With UVM, procfs_domem() modifies process text pages differently using
uvm_io(), which does not change the page protections.  Since pmap_protect()
is never called, the instruction cache is no longer coherent and will
most likely cause stale instruction execution.  On the m68040, the
breakpoint instruction is very likely only in the data cache and may not
even be written to memory when the instruction at that location is executed.

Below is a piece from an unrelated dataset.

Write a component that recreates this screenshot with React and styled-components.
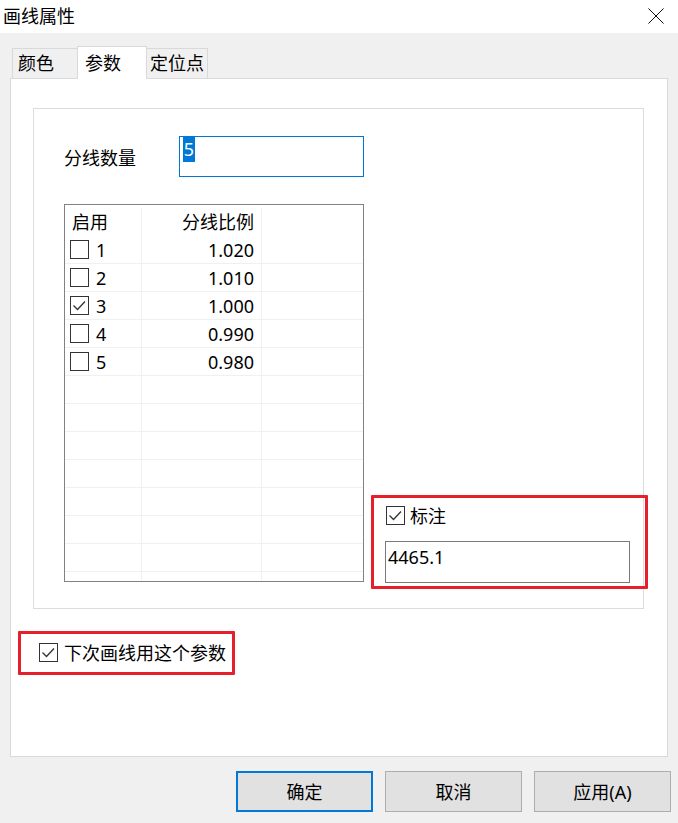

In that case, the original instruction is executed rather than the breakpoint,
and the breakpoint never occurs.  On the R3000, the breakpoint instruction
will be written to memory, but the instruction cache may still contain
the original instruction and the breakpoint will be missed.  Other times,
the instruction cache may be loaded with the breakpoint and the breakpoint
will occur, but when proceeding from that breakpoint, the original instruction
is replaced (in memory), but the breakpoint instruction is still in the
instruction cache and gets a "spurious" breakpoint.

>How-To-Repeat:
Build and run a UVM kernel, build a simple test program and try to run
it with gdb and set a breakpoint on "main".  The breakpoint will be ignored,
unless something else causes the data cache to be pushed to memory, and
the instruction cache is invalidated at the breakpoint address.

>Fix:
One possibility would be to have procfs_domem() explicitly call a new
pmap routine with the address and length of the operation, and that pmap
routine would handle any cache-coherency operations required.  I have
such a work-around in my m68k and R3000 kernels, and they appear to work.